Could you copy exactly the lines from the start of the records through the one containing "import React from", both included, and leave out the pictures?
──────── DATA LINES
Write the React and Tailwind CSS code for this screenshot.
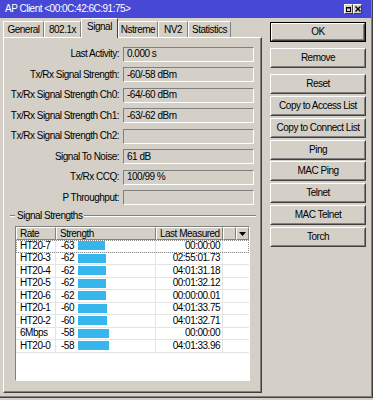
import React from "react";

const rows = [
  ["HT20-7", "-63", 27, "00:00:00"],
  ["HT20-3", "-62", 28, "02:55:01.73"],
  ["HT20-4", "-62", 28, "04:01:31.18"],
  ["HT20-5", "-62", 28, "00:01:32.12"],
  ["HT20-6", "-62", 28, "00:00:00.01"],
  ["HT20-1", "-60", 29, "04:01:33.75"],
  ["HT20-2", "-60", 29, "04:01:32.71"],
  ["6Mbps", "-58", 31, "00:00:00"],
  ["HT20-0", "-58", 31, "04:01:33.96"],
];

const fields = [
  ["Last Activity:", "0.000 s"],
  ["Tx/Rx Signal Strength:", "-60/-58 dBm"],
  ["Tx/Rx Signal Strength Ch0:", "-64/-60 dBm"],
  ["Tx/Rx Signal Strength Ch1:", "-63/-62 dBm"],
  ["Tx/Rx Signal Strength Ch2:", ""],
  ["Signal To Noise:", "61 dB"],
  ["Tx/Rx CCQ:", "100/99 %"],
  ["P Throughput:", ""],
];

function Field({ label, value }) {
  return (
    <div className="flex items-center h-[16px]">
      <div className="w-[115px] text-right whitespace-nowrap">{label}</div>
      <div className="ml-[4px] w-[131px] h-[15px] border border-t-[#808080] border-l-[#808080] border-b-white border-r-white flex items-center pl-[3px] whitespace-nowrap">
        {value}
      </div>
    </div>
  );
}

function Btn({ children, def }) {
  return (
    <div className={def ? "h-[20px] border border-black" : "h-[20px]"}>
      <div className="h-full border border-t-white border-l-white border-r-[#404040] border-b-[#404040]">
        <div className="h-full border border-t-[#d4d0c8] border-l-[#d4d0c8] border-r-[#808080] border-b-[#808080] flex items-center justify-center whitespace-nowrap">
          {children}
        </div>
      </div>
    </div>
  );
}

function Tab({ label, w, sel }) {
  if (sel) {
    return (
      <div
        className={`${w} h-[20px] -mb-px relative z-10 bg-[#d4d0c8] border-t border-l border-t-white border-l-white border-r border-r-[#404040] flex items-start justify-center pt-[3px]`}
      >
        {label}
      </div>
    );
  }
  return (
    <div
      className={`${w} h-[16px] border-t border-l border-t-white border-l-white border-r border-r-[#808080] flex items-center justify-center`}
    >
      {label}
    </div>
  );
}

function TitleBox({ children }) {
  return (
    <div className="w-[9px] h-[10px] bg-[#d4d0c8] border border-t-white border-l-white border-r-[#404040] border-b-[#404040] flex items-center justify-center">
      {children}
    </div>
  );
}

export default function App() {
  return (
    <div className="w-[373px] h-[400px] bg-[#d4d0c8] font-['Liberation_Sans',Arial,sans-serif] text-[10px] tracking-[-0.5px] text-black leading-none">
      <div className="w-[373px] h-[398px] border-r border-b border-r-[#404040] border-b-[#404040]">
        <div className="h-full border-r border-b border-r-[#808080] border-b-[#808080] flex flex-col">
          {/* title bar */}
          <div className="h-[18px] bg-[#4848d6] flex items-center pl-[5px] pr-[9px]">
            <span className="text-white">AP Client &lt;00:0C:42:6C:91:75&gt;</span>
            <div className="ml-auto flex items-center">
              <TitleBox>
                <svg width="5" height="5" viewBox="0 0 5 5">
                  <rect x="0.5" y="0.5" width="4" height="4" fill="none" stroke="#000" />
                  <rect x="0" y="0" width="5" height="1.5" fill="#000" />
                </svg>
              </TitleBox>
              <TitleBox>
                <svg width="6" height="6" viewBox="0 0 6 6">
                  <path d="M0.5 0.5 L5.5 5.5 M5.5 0.5 L0.5 5.5" stroke="#000" strokeWidth="1.4" />
                </svg>
              </TitleBox>
            </div>
          </div>

          <div className="flex flex-1">
            {/* left column */}
            <div className="ml-[3px] w-[259px] flex flex-col">
              <div className="h-[19px] flex items-end">
                <Tab label="General" w="w-[41px]" />
                <Tab label="802.1x" w="w-[37px]" />
                <Tab label="Signal" w="w-[37px]" sel />
                <Tab label="Nstreme" w="w-[40px]" />
                <Tab label="NV2" w="w-[30px]" />
                <Tab label="Statistics" w="w-[43px]" />
              </div>
              <div className="h-[356px] border border-t-white border-l-white border-r-[#404040] border-b-[#404040]">
                <div className="h-full border-r border-b border-r-[#808080] border-b-[#808080] flex flex-col pt-[8px]">
                  <div className="flex flex-col gap-[4.5px]">
                    {fields.map(([l, v]) => (
                      <Field key={l} label={l} value={v} />
                    ))}
                  </div>

                  {/* group title */}
                  <div className="mt-[4.5px] h-[12px] flex items-center pl-[6px] pr-[4px]">
                    <div className="w-[5px] h-[2px] border-t border-b border-t-[#808080] border-b-white" />
                    <span className="px-[2px] whitespace-nowrap">Signal Strengths</span>
                    <div className="flex-1 h-[2px] border-t border-b border-t-[#808080] border-b-white" />
                  </div>

                  {/* table */}
                  <div className="mt-[4px] ml-[11px] w-[235px] h-[155px] border border-t-[#808080] border-l-[#808080] border-r-white border-b-white bg-white flex flex-col">
                    <div className="h-[13px] flex bg-[#d4d0c8]">
                      {[
                        ["Rate", "w-[40px]"],
                        ["Strength", "w-[100px]"],
                        ["Last Measured", "w-[67px]"],
                        ["", "w-[13px]"],
                      ].map(([t, w], i) => (
                        <div
                          key={i}
                          className={`${w} h-full border border-t-white border-l-white border-r-[#808080] border-b-[#808080] flex items-center pl-[3px] whitespace-nowrap`}
                        >
                          {t}
                        </div>
                      ))}
                      <div className="flex-1 h-full border border-t-white border-l-white border-r-[#808080] border-b-[#808080] flex items-center justify-center">
                        <svg width="7" height="4" viewBox="0 0 7 4">
                          <path d="M0 0 L7 0 L3.5 4 Z" fill="#000" />
                        </svg>
                      </div>
                    </div>
                    {rows.map(([r, s, bw, t], i) => (
                      <div
                        key={r}
                        className={`h-[12.5px] flex border-b border-b-[#e4e4e4] ${
                          i === 0 ? "outline outline-1 outline-dotted outline-[#909090] -outline-offset-1" : ""
                        }`}
                      >
                        <div className="w-[40px] border-r border-r-[#e4e4e4] flex items-center pl-[4px]">{r}</div>
                        <div className="w-[100px] border-r border-r-[#e4e4e4] flex items-center pl-[5px]">
                          <span className="w-[17px]">{s}</span>
                          <div className="h-[9px] bg-[#36b6ec]" style={{ width: bw }} />
                        </div>
                        <div className="w-[67px] border-r border-r-[#e4e4e4] flex items-center justify-end pr-[2px]">{t}</div>
                        <div className="flex-1" />
                      </div>
                    ))}
                  </div>
                </div>
              </div>
            </div>

            {/* right column */}
            <div className="ml-[8px] w-[96px] pt-[4px] flex flex-col">
              <Btn def>OK</Btn>
              <div className="mt-[6px]">
                <Btn>Remove</Btn>
              </div>
              <div className="mt-[6px] flex flex-col gap-[1.85px]">
                <Btn>Reset</Btn>
                <Btn>Copy to Access List</Btn>
                <Btn>Copy to Connect List</Btn>
                <Btn>Ping</Btn>
                <Btn>MAC Ping</Btn>
                <Btn>Telnet</Btn>
                <Btn>MAC Telnet</Btn>
                <Btn>Torch</Btn>
              </div>
            </div>
          </div>
        </div>
      </div>
    </div>
  );
}
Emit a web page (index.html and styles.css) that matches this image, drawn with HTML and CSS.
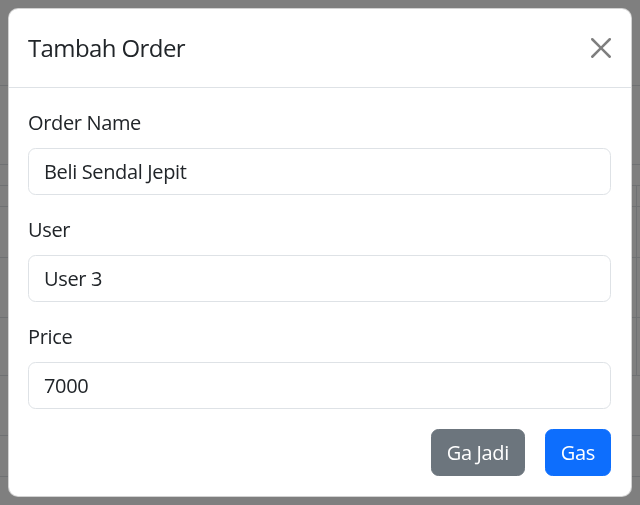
FILE: index.html
```html
<!DOCTYPE html>
<html lang="id">
<head>
<meta charset="utf-8">
<title>Tambah Order</title>
<link rel="stylesheet" href="styles.css">
</head>
<body>
  <div class="page">
    <div class="row row-a"></div>
    <div class="row row-b"></div>
    <div class="row row-c"></div>
    <div class="row row-d cell"></div>
    <div class="row row-e cell"></div>
    <div class="row row-f cell"></div>
    <div class="row row-g cell"></div>
    <div class="row row-h"></div>
    <div class="row row-i"></div>
  </div>
  <div class="backdrop"></div>
  <div class="modal">
    <div class="modal-content">
      <div class="modal-header">
        <h5 class="modal-title">Tambah Order</h5>
        <button class="btn-close" type="button" aria-label="Close">
          <svg viewBox="0 0 16 16" width="20" height="20"><path d="M.293.293a1 1 0 0 1 1.414 0L8 6.586 14.293.293a1 1 0 1 1 1.414 1.414L9.414 8l6.293 6.293a1 1 0 0 1-1.414 1.414L8 9.414l-6.293 6.293a1 1 0 0 1-1.414-1.414L6.586 8 .293 1.707a1 1 0 0 1 0-1.414z"/></svg>
        </button>
      </div>
      <div class="modal-body">
        <div class="group">
          <label class="label">Order Name</label>
          <input class="input" type="text" value="Beli Sendal Jepit">
        </div>
        <div class="group">
          <label class="label">User</label>
          <input class="input" type="text" value="User 3">
        </div>
        <div class="group">
          <label class="label">Price</label>
          <input class="input" type="text" value="7000">
        </div>
        <div class="actions">
          <button class="btn btn-secondary" type="button">Ga Jadi</button>
          <button class="btn btn-primary" type="button">Gas</button>
        </div>
      </div>
    </div>
  </div>
</body>
</html>
```

FILE: styles.css
```css
* { box-sizing: border-box; }
html, body {
  margin: 0;
  padding: 0;
  width: 640px;
  height: 505px;
  overflow: hidden;
  background: #fff;
  font-family: "Segoe UI", "Open Sans", "Noto Sans", sans-serif;
  color: #212529;
}
.page { width: 640px; }
.row { border-bottom: 1px solid #dee2e6; }
.row-a { height: 86px; }
.row-b { height: 79px; }
.row-c { height: 21px; }
.row-d { height: 21px; }
.row-e { height: 51px; }
.row-f { height: 60px; }
.row-g { height: 58px; }
.row-h { height: 60px; }
.row-i { height: 41px; }
.cell { background: linear-gradient(to right, transparent 636px, #dee2e6 636px, #dee2e6 637px, transparent 637px); }

.backdrop {
  position: fixed;
  inset: 0;
  background: rgba(0, 0, 0, 0.5);
}
.modal {
  position: fixed;
  inset: 0;
  padding: 8px;
}
.modal-content {
  background: #fff;
  border: 1px solid rgba(0, 0, 0, 0.175);
  border-radius: 10px;
}
.modal-header {
  display: flex;
  align-items: center;
  justify-content: space-between;
  padding: 20px 20px 20px 19px;
  border-bottom: 1px solid #dee2e6;
}
.modal-title {
  margin: 0;
  font-size: 24px;
  line-height: 38px;
  font-weight: 400;
  letter-spacing: -0.6px;
}
.btn-close {
  border: 0;
  background: transparent;
  padding: 0;
  width: 20px;
  height: 20px;
  display: flex;
}
.btn-close svg { fill: #000; opacity: 0.5; }

.modal-body { padding: 20px 20px 20px 19px; }
.group { margin-bottom: 20px; }
.label {
  display: block;
  font-size: 20px;
  line-height: 30px;
  margin-bottom: 10px;
  letter-spacing: -0.35px;
}
.input {
  display: block;
  width: 100%;
  height: 47px;
  padding: 7.5px 15px;
  font: inherit;
  font-size: 20px;
  line-height: 30px;
  letter-spacing: -0.35px;
  color: #212529;
  border: 1px solid #dee2e6;
  border-radius: 7.5px;
  background: #fff;
  outline: none;
}
.actions {
  display: flex;
  justify-content: flex-end;
  gap: 20px;
}
.btn {
  font: inherit;
  font-size: 20px;
  line-height: 30px;
  letter-spacing: -0.35px;
  padding: 7.5px 15px;
  border-radius: 7.5px;
  color: #fff;
  border: 1px solid transparent;
}
.btn-secondary { background: #6c757d; border-color: #6c757d; }
.btn-primary { background: #0d6efd; border-color: #0d6efd; }
```
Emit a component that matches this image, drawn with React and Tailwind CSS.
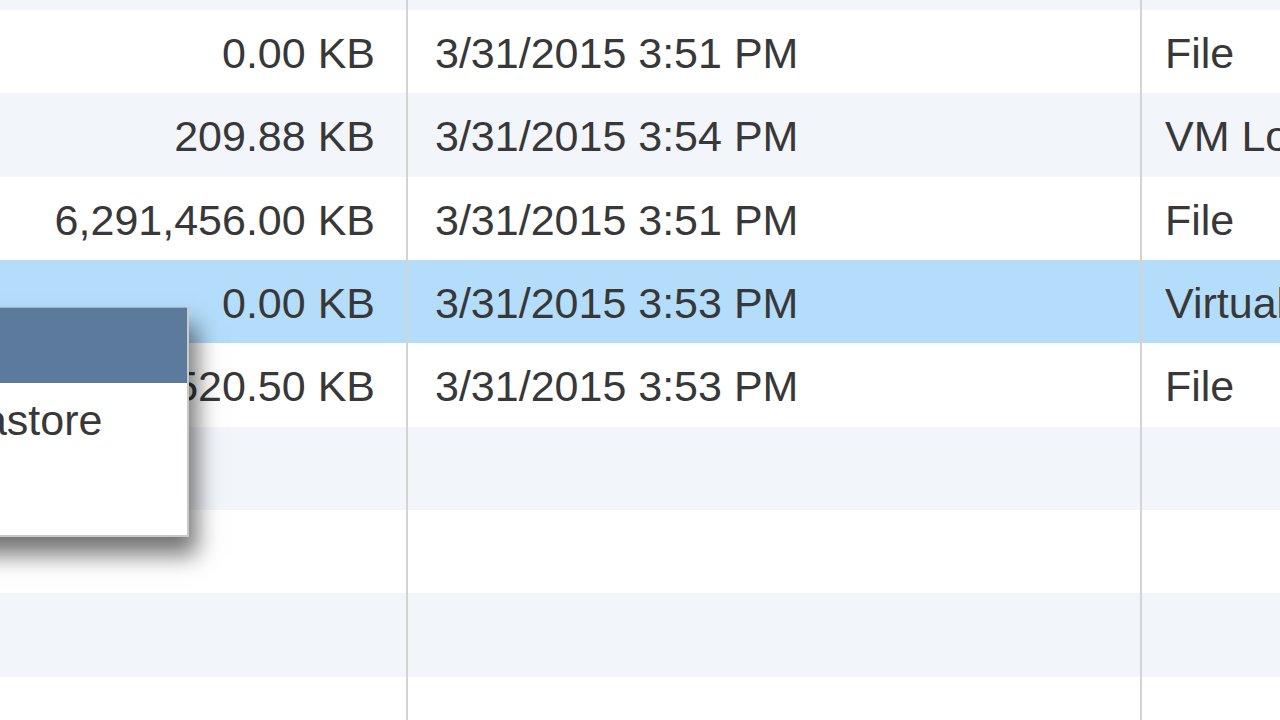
const rows = [
  { size: '', date: '', type: '', bg: 'bg-[#f2f5fa]', h: 'h-[10px]' },
  { size: '0.00 KB', date: '3/31/2015 3:51 PM', type: 'File', bg: 'bg-white' },
  { size: '209.88 KB', date: '3/31/2015 3:54 PM', type: 'VM Log File', bg: 'bg-[#f2f5fa]' },
  { size: '6,291,456.00 KB', date: '3/31/2015 3:51 PM', type: 'File', bg: 'bg-white' },
  { size: '0.00 KB', date: '3/31/2015 3:53 PM', type: 'Virtual Disk', bg: 'bg-[#b3ddfb]' },
  { size: '520.50 KB', date: '3/31/2015 3:53 PM', type: 'File', bg: 'bg-white' },
  { size: '', date: '', type: '', bg: 'bg-[#f2f5fa]' },
  { size: '', date: '', type: '', bg: 'bg-white' },
  { size: '', date: '', type: '', bg: 'bg-[#f2f5fa]' },
  { size: '', date: '', type: '', bg: 'bg-white' },
];

function Row({ row }) {
  return (
    <div className={`flex ${row.bg} ${row.h || 'h-[83.33px]'}`}>
      <div className="w-[408px] shrink-0 flex items-center justify-end pt-[4px] pr-[31px] border-r-2 border-[#d3d3d3]">
        {row.size}
      </div>
      <div className="w-[734px] shrink-0 flex items-center pt-[4px] pl-[27px] border-r-2 border-[#d3d3d3]">
        {row.date}
      </div>
      <div className="flex-1 flex items-center pt-[4px] pl-[23px] overflow-hidden whitespace-nowrap">
        {row.type}
      </div>
    </div>
  );
}

export default function App() {
  return (
    <div
      className="relative w-[1280px] h-[720px] overflow-hidden bg-white text-[43px] text-[#383838] leading-none"
      style={{ fontFamily: '"Liberation Sans", Arial, sans-serif' }}
    >
      {rows.map((row, i) => (
        <Row key={i} row={row} />
      ))}

      {/* context menu */}
      <div className="absolute left-[-211px] top-[307px] w-[400px] h-[230px] bg-white border-r-2 border-b-2 border-[#c9c9c9] shadow-[8px_18px_22px_rgba(0,0,0,0.55)]">
        <div className="h-[76px] bg-[#5b7a9c] border-t border-[#9fb3c8]"></div>
        <div className="pl-[127px] pt-[16px] whitespace-nowrap">Datastore</div>
      </div>
    </div>
  );
}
────────────────
• [TASK SOLUTION]
Write the React and Tailwind CSS code for this screenshot.
import React from "react";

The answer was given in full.